• INFORMATION SHOWN:

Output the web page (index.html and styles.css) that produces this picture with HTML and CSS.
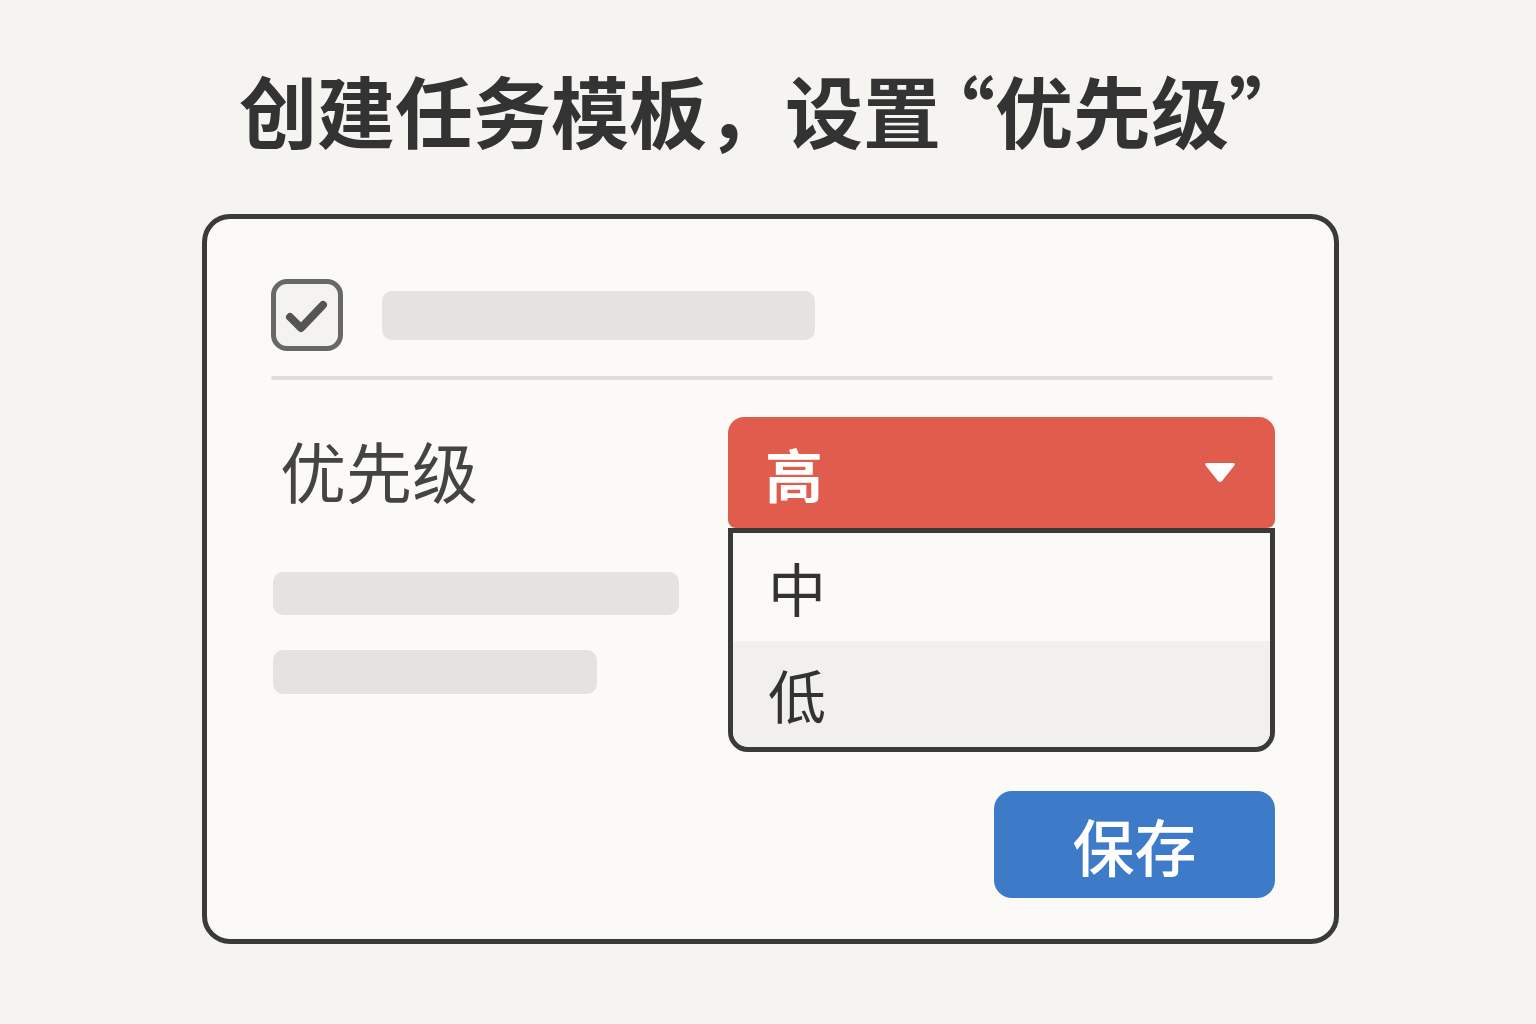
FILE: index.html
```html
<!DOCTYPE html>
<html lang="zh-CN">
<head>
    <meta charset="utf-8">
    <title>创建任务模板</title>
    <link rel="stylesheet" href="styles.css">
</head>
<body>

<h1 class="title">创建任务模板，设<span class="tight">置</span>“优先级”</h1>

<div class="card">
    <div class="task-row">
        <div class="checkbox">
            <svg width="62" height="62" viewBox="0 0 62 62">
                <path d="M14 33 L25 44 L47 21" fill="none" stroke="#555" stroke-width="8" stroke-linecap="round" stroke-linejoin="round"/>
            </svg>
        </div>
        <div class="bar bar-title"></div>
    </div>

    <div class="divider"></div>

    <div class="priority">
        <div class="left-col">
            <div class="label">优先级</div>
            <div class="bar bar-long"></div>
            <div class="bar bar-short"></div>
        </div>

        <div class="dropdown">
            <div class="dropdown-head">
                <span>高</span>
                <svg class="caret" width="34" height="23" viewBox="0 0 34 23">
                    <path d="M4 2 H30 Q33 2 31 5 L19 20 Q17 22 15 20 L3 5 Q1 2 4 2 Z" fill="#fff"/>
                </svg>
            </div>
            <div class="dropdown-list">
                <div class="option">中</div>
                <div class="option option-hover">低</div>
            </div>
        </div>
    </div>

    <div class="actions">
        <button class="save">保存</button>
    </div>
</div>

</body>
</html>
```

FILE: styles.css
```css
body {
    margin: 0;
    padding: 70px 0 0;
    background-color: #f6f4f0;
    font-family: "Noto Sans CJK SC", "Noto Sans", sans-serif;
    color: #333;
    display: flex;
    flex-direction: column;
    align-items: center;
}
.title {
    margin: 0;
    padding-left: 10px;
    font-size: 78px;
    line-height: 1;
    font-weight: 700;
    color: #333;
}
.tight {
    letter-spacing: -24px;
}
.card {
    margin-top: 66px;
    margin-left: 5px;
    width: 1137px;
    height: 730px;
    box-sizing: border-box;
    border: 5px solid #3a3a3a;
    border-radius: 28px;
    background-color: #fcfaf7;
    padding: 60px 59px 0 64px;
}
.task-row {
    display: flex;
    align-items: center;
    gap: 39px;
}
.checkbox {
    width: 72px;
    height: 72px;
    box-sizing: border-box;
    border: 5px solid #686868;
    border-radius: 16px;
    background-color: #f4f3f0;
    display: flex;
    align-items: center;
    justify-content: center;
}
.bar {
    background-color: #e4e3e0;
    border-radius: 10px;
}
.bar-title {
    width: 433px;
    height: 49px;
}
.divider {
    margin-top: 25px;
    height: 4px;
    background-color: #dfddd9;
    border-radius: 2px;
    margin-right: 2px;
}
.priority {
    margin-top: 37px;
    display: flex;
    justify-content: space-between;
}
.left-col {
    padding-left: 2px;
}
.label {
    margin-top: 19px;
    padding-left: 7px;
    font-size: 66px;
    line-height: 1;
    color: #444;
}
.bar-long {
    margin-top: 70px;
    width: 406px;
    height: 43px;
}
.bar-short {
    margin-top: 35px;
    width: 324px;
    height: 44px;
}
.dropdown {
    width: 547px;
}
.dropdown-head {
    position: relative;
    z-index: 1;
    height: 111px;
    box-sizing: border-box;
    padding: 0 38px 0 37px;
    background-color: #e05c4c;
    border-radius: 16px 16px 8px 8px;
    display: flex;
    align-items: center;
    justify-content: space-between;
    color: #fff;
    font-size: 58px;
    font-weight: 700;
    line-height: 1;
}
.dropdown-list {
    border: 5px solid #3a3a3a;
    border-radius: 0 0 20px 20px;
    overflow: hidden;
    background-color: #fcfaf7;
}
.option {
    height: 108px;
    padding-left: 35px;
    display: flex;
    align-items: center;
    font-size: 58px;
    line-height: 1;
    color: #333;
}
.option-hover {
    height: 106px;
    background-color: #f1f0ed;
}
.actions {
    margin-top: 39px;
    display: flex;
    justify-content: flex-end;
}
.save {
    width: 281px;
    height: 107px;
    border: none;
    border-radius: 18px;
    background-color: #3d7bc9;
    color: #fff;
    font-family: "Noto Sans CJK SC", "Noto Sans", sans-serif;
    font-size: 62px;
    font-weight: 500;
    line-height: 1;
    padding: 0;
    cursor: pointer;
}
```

• EXERCISE PROMPT:
Leave the images out, please, and restate each line word for word.

• TASK RESULT:
Output the web page (index.html and styles.css) that produces this picture with HTML and CSS.
FILE: index.html
```html
<!DOCTYPE html>
<html lang="zh-CN">
<head>
    <meta charset="utf-8">
    <title>创建任务模板</title>
    <link rel="stylesheet" href="styles.css">
</head>
<body>

<h1 class="title">创建任务模板，设<span class="tight">置</span>“优先级”</h1>

<div class="card">
    <div class="task-row">
        <div class="checkbox">
            <svg width="62" height="62" viewBox="0 0 62 62">
                <path d="M14 33 L25 44 L47 21" fill="none" stroke="#555" stroke-width="8" stroke-linecap="round" stroke-linejoin="round"/>
            </svg>
        </div>
        <div class="bar bar-title"></div>
    </div>

    <div class="divider"></div>

    <div class="priority">
        <div class="left-col">
            <div class="label">优先级</div>
            <div class="bar bar-long"></div>
            <div class="bar bar-short"></div>
        </div>

        <div class="dropdown">
            <div class="dropdown-head">
                <span>高</span>
                <svg class="caret" width="34" height="23" viewBox="0 0 34 23">
                    <path d="M4 2 H30 Q33 2 31 5 L19 20 Q17 22 15 20 L3 5 Q1 2 4 2 Z" fill="#fff"/>
                </svg>
            </div>
            <div class="dropdown-list">
                <div class="option">中</div>
                <div class="option option-hover">低</div>
            </div>
        </div>
    </div>

    <div class="actions">
        <button class="save">保存</button>
    </div>
</div>

</body>
</html>
```

FILE: styles.css
```css
body {
    margin: 0;
    padding: 70px 0 0;
    background-color: #f6f4f0;
    font-family: "Noto Sans CJK SC", "Noto Sans", sans-serif;
    color: #333;
    display: flex;
    flex-direction: column;
    align-items: center;
}
.title {
    margin: 0;
    padding-left: 10px;
    font-size: 78px;
    line-height: 1;
    font-weight: 700;
    color: #333;
}
.tight {
    letter-spacing: -24px;
}
.card {
    margin-top: 66px;
    margin-left: 5px;
    width: 1137px;
    height: 730px;
    box-sizing: border-box;
    border: 5px solid #3a3a3a;
    border-radius: 28px;
    background-color: #fcfaf7;
    padding: 60px 59px 0 64px;
}
.task-row {
    display: flex;
    align-items: center;
    gap: 39px;
}
.checkbox {
    width: 72px;
    height: 72px;
    box-sizing: border-box;
    border: 5px solid #686868;
    border-radius: 16px;
    background-color: #f4f3f0;
    display: flex;
    align-items: center;
    justify-content: center;
}
.bar {
    background-color: #e4e3e0;
    border-radius: 10px;
}
.bar-title {
    width: 433px;
    height: 49px;
}
.divider {
    margin-top: 25px;
    height: 4px;
    background-color: #dfddd9;
    border-radius: 2px;
    margin-right: 2px;
}
.priority {
    margin-top: 37px;
    display: flex;
    justify-content: space-between;
}
.left-col {
    padding-left: 2px;
}
.label {
    margin-top: 19px;
    padding-left: 7px;
    font-size: 66px;
    line-height: 1;
    color: #444;
}
.bar-long {
    margin-top: 70px;
    width: 406px;
    height: 43px;
}
.bar-short {
    margin-top: 35px;
    width: 324px;
    height: 44px;
}
.dropdown {
    width: 547px;
}
.dropdown-head {
    position: relative;
    z-index: 1;
    height: 111px;
    box-sizing: border-box;
    padding: 0 38px 0 37px;
    background-color: #e05c4c;
    border-radius: 16px 16px 8px 8px;
    display: flex;
    align-items: center;
    justify-content: space-between;
    color: #fff;
    font-size: 58px;
    font-weight: 700;
    line-height: 1;
}
.dropdown-list {
    border: 5px solid #3a3a3a;
    border-radius: 0 0 20px 20px;
    overflow: hidden;
    background-color: #fcfaf7;
}
.option {
    height: 108px;
    padding-left: 35px;
    display: flex;
    align-items: center;
    font-size: 58px;
    line-height: 1;
    color: #333;
}
.option-hover {
    height: 106px;
    background-color: #f1f0ed;
}
.actions {
    margin-top: 39px;
    display: flex;
    justify-content: flex-end;
}
.save {
    width: 281px;
    height: 107px;
    border: none;
    border-radius: 18px;
    background-color: #3d7bc9;
    color: #fff;
    font-family: "Noto Sans CJK SC", "Noto Sans", sans-serif;
    font-size: 62px;
    font-weight: 500;
    line-height: 1;
    padding: 0;
    cursor: pointer;
}
```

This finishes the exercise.